* **Given task**
Copy down every line where the string "index" shows up.
>> start
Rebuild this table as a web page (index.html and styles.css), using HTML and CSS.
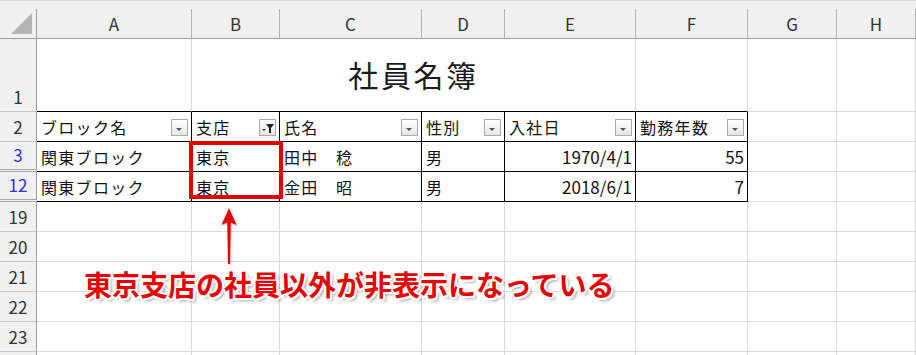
FILE: index.html
```html
<!DOCTYPE html>
<html lang="ja">
<head>
  <meta charset="UTF-8" />
  <meta name="viewport" content="width=device-width, initial-scale=1.0" />
  <title>社員名簿</title>
  <link rel="stylesheet" href="styles.css">
</head>
<body>
  <div class="sheet">
    <div class="grid">
      <!-- 上の余白と列見出し -->
      <div class="strip"></div>
      <div class="corner">
        <svg width="22" height="22" viewBox="0 0 22 22"><polygon points="0,21 21,0 21,21" fill="#b4b4b4"/></svg>
      </div>
      <div class="ch">A</div>
      <div class="ch">B</div>
      <div class="ch">C</div>
      <div class="ch">D</div>
      <div class="ch">E</div>
      <div class="ch">F</div>
      <div class="ch">G</div>
      <div class="ch">H</div>

      <!-- 1行目: タイトル (B1:E1 結合) -->
      <div class="rh">1</div>
      <div class="c top"></div>
      <div class="c top title">社員名簿</div>
      <div class="c top"></div>
      <div class="c"></div>
      <div class="c"></div>

      <!-- 2行目: 見出し + フィルターボタン -->
      <div class="rh">2</div>
      <div class="c t head">ブロック名<span class="fbtn"><svg width="15" height="15" viewBox="0 0 15 15"><polygon points="4,8 10,8 7,11" fill="#555"/></svg></span></div>
      <div class="c t head">支店<span class="fbtn"><svg width="15" height="15" viewBox="0 0 15 15"><polygon points="2,9 6,9 4,11" fill="#333"/><polygon points="6,4 14,4 11,8 11,13 9,13 9,8" fill="#222"/></svg></span></div>
      <div class="c t head">氏名<span class="fbtn"><svg width="15" height="15" viewBox="0 0 15 15"><polygon points="4,8 10,8 7,11" fill="#555"/></svg></span></div>
      <div class="c t head">性別<span class="fbtn"><svg width="15" height="15" viewBox="0 0 15 15"><polygon points="4,8 10,8 7,11" fill="#555"/></svg></span></div>
      <div class="c t head">入社日<span class="fbtn"><svg width="15" height="15" viewBox="0 0 15 15"><polygon points="4,8 10,8 7,11" fill="#555"/></svg></span></div>
      <div class="c t head">勤務年数<span class="fbtn"><svg width="15" height="15" viewBox="0 0 15 15"><polygon points="4,8 10,8 7,11" fill="#555"/></svg></span></div>
      <div class="c"></div>
      <div class="c"></div>

      <!-- データ行 (4〜11行目は非表示) -->
      <div class="rh shown hid">3</div>
      <div class="c t">関東ブロック</div>
      <div class="c t">東京</div>
      <div class="c t">田中　稔</div>
      <div class="c t">男</div>
      <div class="c t num">1970/4/1</div>
      <div class="c t num">55</div>
      <div class="c"></div>
      <div class="c"></div>

      <div class="rh shown hid">12</div>
      <div class="c t">関東ブロック</div>
      <div class="c t">東京</div>
      <div class="c t">金田　昭</div>
      <div class="c t">男</div>
      <div class="c t num">2018/6/1</div>
      <div class="c t num">7</div>
      <div class="c"></div>
      <div class="c"></div>

      <div class="rh">19</div>
      <div class="c"></div><div class="c"></div><div class="c"></div><div class="c"></div>
      <div class="c"></div><div class="c"></div><div class="c"></div><div class="c"></div>

      <div class="rh">20</div>
      <div class="c"></div><div class="c"></div><div class="c"></div><div class="c"></div>
      <div class="c"></div><div class="c"></div><div class="c"></div><div class="c"></div>

      <div class="rh">21</div>
      <div class="c"></div><div class="c"></div><div class="c"></div><div class="c"></div>
      <div class="c"></div><div class="c"></div><div class="c"></div><div class="c"></div>

      <div class="rh">22</div>
      <div class="c"></div><div class="c"></div><div class="c"></div><div class="c"></div>
      <div class="c"></div><div class="c"></div><div class="c"></div><div class="c"></div>

      <div class="rh">23</div>
      <div class="c"></div><div class="c"></div><div class="c"></div><div class="c"></div>
      <div class="c"></div><div class="c"></div><div class="c"></div><div class="c"></div>

      <!-- 画面下端で切れる行 -->
      <div class="rh"></div>
      <div class="c"></div><div class="c"></div><div class="c"></div><div class="c"></div>
      <div class="c"></div><div class="c"></div><div class="c"></div><div class="c"></div>
    </div>

    <!-- 注釈 -->
    <div class="mark"></div>
    <svg class="arrow" width="20" height="62" viewBox="0 0 20 62">
      <polygon points="10,1 17.5,18 11.7,15.5 11,57 9,57 8.3,15.5 2.5,18" fill="#e60000"/>
    </svg>
    <p class="note">東京支店の社員以外が非表示になっている</p>
  </div>
</body>
</html>
```

FILE: styles.css
```css
html, body {
  margin: 0;
  padding: 0;
  background: #fff;
  overflow: hidden;
}

body {
  font-family: "Noto Sans CJK JP", "Noto Sans", sans-serif;
  color: #111;
}

.sheet {
  position: relative;
  width: 916px;
  height: 355px;
  overflow: hidden;
}

.grid {
  display: grid;
  grid-template-columns: 37px 155px 88px 142px 83px 131px 112px 89px 1fr;
  grid-template-rows: 9px 30px 73px repeat(8, 30px);
}

.grid > div {
  box-sizing: border-box;
}

.strip {
  grid-column: 1 / -1;
  background: #f0f0f0;
  border-top: 1px solid #d9d9d9;
}

/* 左上の角 */
.corner {
  background: #f0f0f0;
  border-right: 1px solid #9e9e9e;
  border-bottom: 1px solid #9e9e9e;
  display: flex;
  justify-content: flex-end;
  align-items: flex-end;
  padding: 0 3px 3px 0;
}

.corner svg {
  display: block;
}

/* 列見出し */
.ch {
  background: #f0f0f0;
  border-right: 1px solid #b4b4b4;
  border-bottom: 1px solid #9e9e9e;
  display: flex;
  align-items: center;
  justify-content: center;
  font-size: 17px;
  line-height: 1;
  color: #333;
}

/* 行番号 */
.rh {
  background: #f0f0f0;
  border-right: 1px solid #9e9e9e;
  border-bottom: 1px solid #c8c8c8;
  display: flex;
  align-items: flex-end;
  justify-content: center;
  padding-bottom: 6px;
  font-size: 17px;
  line-height: 1;
  color: #333;
}

.rh.shown {
  color: #2b2bff;
}

.rh.hid {
  border-bottom: 3px double #a8a8a8;
}

/* セル */
.c {
  border-right: 1px solid #dadada;
  border-bottom: 1px solid #dadada;
  display: flex;
  align-items: center;
  padding: 0 4px;
  font-size: 16px;
  letter-spacing: 1.3px;
  line-height: 1;
  white-space: nowrap;
}

.c.top {
  border-bottom-color: #000;
}

.c.t {
  border-right-color: #000;
  border-bottom-color: #000;
}

.c.num {
  justify-content: flex-end;
  font-size: 17px;
  letter-spacing: 0;
  padding-right: 3px;
}

.title {
  grid-column: span 4;
  justify-content: center;
  font-size: 30px;
  letter-spacing: 2.6px;
  padding-bottom: 3px;
  color: #1a1a1a;
}

/* フィルターボタン */
.head {
  padding-right: 3px;
}

.fbtn {
  margin-left: auto;
  align-self: flex-end;
  margin-bottom: 5px;
  width: 17px;
  height: 17px;
  box-sizing: border-box;
  border: 1px solid #a9a9a9;
  background: linear-gradient(#ffffff, #e6e6e6);
}

.fbtn svg {
  display: block;
}

/* 赤枠・矢印・コメント */
.mark {
  position: absolute;
  left: 189px;
  top: 141px;
  width: 94px;
  height: 58px;
  box-sizing: border-box;
  border: 4px solid #e00000;
}

.arrow {
  position: absolute;
  left: 219px;
  top: 207px;
  filter: drop-shadow(1px 1px 1px rgba(0,0,0,0.25));
}

.note {
  position: absolute;
  left: 84px;
  top: 270px;
  margin: 0;
  font-size: 28px;
  font-weight: 700;
  line-height: 1;
  white-space: nowrap;
  color: #e60000;
  text-shadow:
    2px 0 #fff, -2px 0 #fff, 0 2px #fff, 0 -2px #fff,
    1.5px 1.5px #fff, -1.5px 1.5px #fff, 1.5px -1.5px #fff, -1.5px -1.5px #fff,
    3px 3px 3px rgba(0,0,0,0.35);
}
```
>> end
* **Expected output**
Rebuild this table as a web page (index.html and styles.css), using HTML and CSS.
FILE: index.html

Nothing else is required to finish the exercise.